* SET TASK *
Restate every line of the material, word for word.
● ● ● ● ●
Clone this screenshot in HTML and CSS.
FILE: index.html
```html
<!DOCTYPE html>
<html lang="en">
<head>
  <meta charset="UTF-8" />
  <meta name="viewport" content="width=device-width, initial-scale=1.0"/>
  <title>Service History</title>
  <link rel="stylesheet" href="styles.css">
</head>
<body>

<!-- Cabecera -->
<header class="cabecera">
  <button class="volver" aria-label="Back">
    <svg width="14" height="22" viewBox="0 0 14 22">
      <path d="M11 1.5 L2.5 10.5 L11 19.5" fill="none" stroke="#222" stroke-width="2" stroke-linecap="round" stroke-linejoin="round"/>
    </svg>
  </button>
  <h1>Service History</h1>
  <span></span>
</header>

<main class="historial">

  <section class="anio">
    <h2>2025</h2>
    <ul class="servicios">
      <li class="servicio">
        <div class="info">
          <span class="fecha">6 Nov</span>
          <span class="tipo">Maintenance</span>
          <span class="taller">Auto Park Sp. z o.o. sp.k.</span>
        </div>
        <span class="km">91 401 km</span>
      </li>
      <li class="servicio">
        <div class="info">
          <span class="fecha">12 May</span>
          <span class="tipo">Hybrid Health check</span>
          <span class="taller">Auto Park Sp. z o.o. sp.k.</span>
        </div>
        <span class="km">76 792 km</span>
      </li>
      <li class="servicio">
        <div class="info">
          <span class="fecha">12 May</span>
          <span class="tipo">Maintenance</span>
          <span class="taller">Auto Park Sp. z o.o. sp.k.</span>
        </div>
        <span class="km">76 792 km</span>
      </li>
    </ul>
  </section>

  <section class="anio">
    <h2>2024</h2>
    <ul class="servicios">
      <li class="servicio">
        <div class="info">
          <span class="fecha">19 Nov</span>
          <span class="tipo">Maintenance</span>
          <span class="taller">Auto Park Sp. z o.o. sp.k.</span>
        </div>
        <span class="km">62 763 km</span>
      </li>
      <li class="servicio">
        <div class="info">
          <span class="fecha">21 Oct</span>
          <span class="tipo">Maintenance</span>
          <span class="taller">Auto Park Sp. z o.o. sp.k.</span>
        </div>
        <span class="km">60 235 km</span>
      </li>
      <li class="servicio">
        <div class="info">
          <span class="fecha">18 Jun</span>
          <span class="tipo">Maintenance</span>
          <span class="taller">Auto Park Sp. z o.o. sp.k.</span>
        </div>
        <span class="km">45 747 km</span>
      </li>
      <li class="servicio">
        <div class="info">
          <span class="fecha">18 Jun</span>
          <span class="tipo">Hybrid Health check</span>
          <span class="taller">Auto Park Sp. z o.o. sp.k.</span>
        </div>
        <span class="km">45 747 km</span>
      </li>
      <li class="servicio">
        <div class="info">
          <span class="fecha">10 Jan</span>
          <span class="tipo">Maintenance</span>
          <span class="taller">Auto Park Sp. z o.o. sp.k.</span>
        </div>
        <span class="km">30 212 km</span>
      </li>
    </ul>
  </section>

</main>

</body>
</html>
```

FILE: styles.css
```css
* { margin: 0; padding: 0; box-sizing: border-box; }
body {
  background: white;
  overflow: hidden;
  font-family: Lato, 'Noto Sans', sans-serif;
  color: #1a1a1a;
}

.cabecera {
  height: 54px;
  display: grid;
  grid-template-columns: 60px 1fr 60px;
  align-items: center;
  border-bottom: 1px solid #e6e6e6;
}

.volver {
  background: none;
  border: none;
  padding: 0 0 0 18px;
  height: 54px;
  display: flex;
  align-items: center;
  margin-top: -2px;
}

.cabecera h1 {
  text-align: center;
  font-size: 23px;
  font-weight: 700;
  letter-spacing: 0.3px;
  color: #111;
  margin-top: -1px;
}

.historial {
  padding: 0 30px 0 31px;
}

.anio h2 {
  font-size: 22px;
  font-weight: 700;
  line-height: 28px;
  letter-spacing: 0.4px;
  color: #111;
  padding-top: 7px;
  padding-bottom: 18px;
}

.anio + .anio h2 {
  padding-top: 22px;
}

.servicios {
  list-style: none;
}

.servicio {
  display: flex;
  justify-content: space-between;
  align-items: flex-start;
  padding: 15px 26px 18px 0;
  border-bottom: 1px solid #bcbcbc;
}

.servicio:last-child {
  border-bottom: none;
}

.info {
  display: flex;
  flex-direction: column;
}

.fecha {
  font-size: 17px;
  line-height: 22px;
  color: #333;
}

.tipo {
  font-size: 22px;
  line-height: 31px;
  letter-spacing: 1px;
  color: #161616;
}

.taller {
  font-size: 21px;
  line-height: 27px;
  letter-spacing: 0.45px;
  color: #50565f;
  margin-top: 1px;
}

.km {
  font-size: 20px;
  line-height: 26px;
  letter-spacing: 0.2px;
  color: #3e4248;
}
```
● ● ● ● ●
* FINISHED EXERCISE *
Clone this screenshot in HTML and CSS.
FILE: index.html
```html
<!DOCTYPE html>
<html lang="en">
<head>
  <meta charset="UTF-8" />
  <meta name="viewport" content="width=device-width, initial-scale=1.0"/>
  <title>Service History</title>
  <link rel="stylesheet" href="styles.css">
</head>
<body>

<!-- Cabecera -->
<header class="cabecera">
  <button class="volver" aria-label="Back">
    <svg width="14" height="22" viewBox="0 0 14 22">
      <path d="M11 1.5 L2.5 10.5 L11 19.5" fill="none" stroke="#222" stroke-width="2" stroke-linecap="round" stroke-linejoin="round"/>
    </svg>
  </button>
  <h1>Service History</h1>
  <span></span>
</header>

<main class="historial">

  <section class="anio">
    <h2>2025</h2>
    <ul class="servicios">
      <li class="servicio">
        <div class="info">
          <span class="fecha">6 Nov</span>
          <span class="tipo">Maintenance</span>
          <span class="taller">Auto Park Sp. z o.o. sp.k.</span>
        </div>
        <span class="km">91 401 km</span>
      </li>
      <li class="servicio">
        <div class="info">
          <span class="fecha">12 May</span>
          <span class="tipo">Hybrid Health check</span>
          <span class="taller">Auto Park Sp. z o.o. sp.k.</span>
        </div>
        <span class="km">76 792 km</span>
      </li>
      <li class="servicio">
        <div class="info">
          <span class="fecha">12 May</span>
          <span class="tipo">Maintenance</span>
          <span class="taller">Auto Park Sp. z o.o. sp.k.</span>
        </div>
        <span class="km">76 792 km</span>
      </li>
    </ul>
  </section>

  <section class="anio">
    <h2>2024</h2>
    <ul class="servicios">
      <li class="servicio">
        <div class="info">
          <span class="fecha">19 Nov</span>
          <span class="tipo">Maintenance</span>
          <span class="taller">Auto Park Sp. z o.o. sp.k.</span>
        </div>
        <span class="km">62 763 km</span>
      </li>
      <li class="servicio">
        <div class="info">
          <span class="fecha">21 Oct</span>
          <span class="tipo">Maintenance</span>
          <span class="taller">Auto Park Sp. z o.o. sp.k.</span>
        </div>
        <span class="km">60 235 km</span>
      </li>
      <li class="servicio">
        <div class="info">
          <span class="fecha">18 Jun</span>
          <span class="tipo">Maintenance</span>
          <span class="taller">Auto Park Sp. z o.o. sp.k.</span>
        </div>
        <span class="km">45 747 km</span>
      </li>
      <li class="servicio">
        <div class="info">
          <span class="fecha">18 Jun</span>
          <span class="tipo">Hybrid Health check</span>
          <span class="taller">Auto Park Sp. z o.o. sp.k.</span>
        </div>
        <span class="km">45 747 km</span>
      </li>
      <li class="servicio">
        <div class="info">
          <span class="fecha">10 Jan</span>
          <span class="tipo">Maintenance</span>
          <span class="taller">Auto Park Sp. z o.o. sp.k.</span>
        </div>
        <span class="km">30 212 km</span>
      </li>
    </ul>
  </section>

</main>

</body>
</html>
```

FILE: styles.css
```css
* { margin: 0; padding: 0; box-sizing: border-box; }
body {
  background: white;
  overflow: hidden;
  font-family: Lato, 'Noto Sans', sans-serif;
  color: #1a1a1a;
}

.cabecera {
  height: 54px;
  display: grid;
  grid-template-columns: 60px 1fr 60px;
  align-items: center;
  border-bottom: 1px solid #e6e6e6;
}

.volver {
  background: none;
  border: none;
  padding: 0 0 0 18px;
  height: 54px;
  display: flex;
  align-items: center;
  margin-top: -2px;
}

.cabecera h1 {
  text-align: center;
  font-size: 23px;
  font-weight: 700;
  letter-spacing: 0.3px;
  color: #111;
  margin-top: -1px;
}

.historial {
  padding: 0 30px 0 31px;
}

.anio h2 {
  font-size: 22px;
  font-weight: 700;
  line-height: 28px;
  letter-spacing: 0.4px;
  color: #111;
  padding-top: 7px;
  padding-bottom: 18px;
}

.anio + .anio h2 {
  padding-top: 22px;
}

.servicios {
  list-style: none;
}

.servicio {
  display: flex;
  justify-content: space-between;
  align-items: flex-start;
  padding: 15px 26px 18px 0;
  border-bottom: 1px solid #bcbcbc;
}

.servicio:last-child {
  border-bottom: none;
}

.info {
  display: flex;
  flex-direction: column;
}

.fecha {
  font-size: 17px;
  line-height: 22px;
  color: #333;
}

.tipo {
  font-size: 22px;
  line-height: 31px;
  letter-spacing: 1px;
  color: #161616;
}

.taller {
  font-size: 21px;
  line-height: 27px;
  letter-spacing: 0.45px;
  color: #50565f;
  margin-top: 1px;
}

.km {
  font-size: 20px;
  line-height: 26px;
  letter-spacing: 0.2px;
  color: #3e4248;
}
```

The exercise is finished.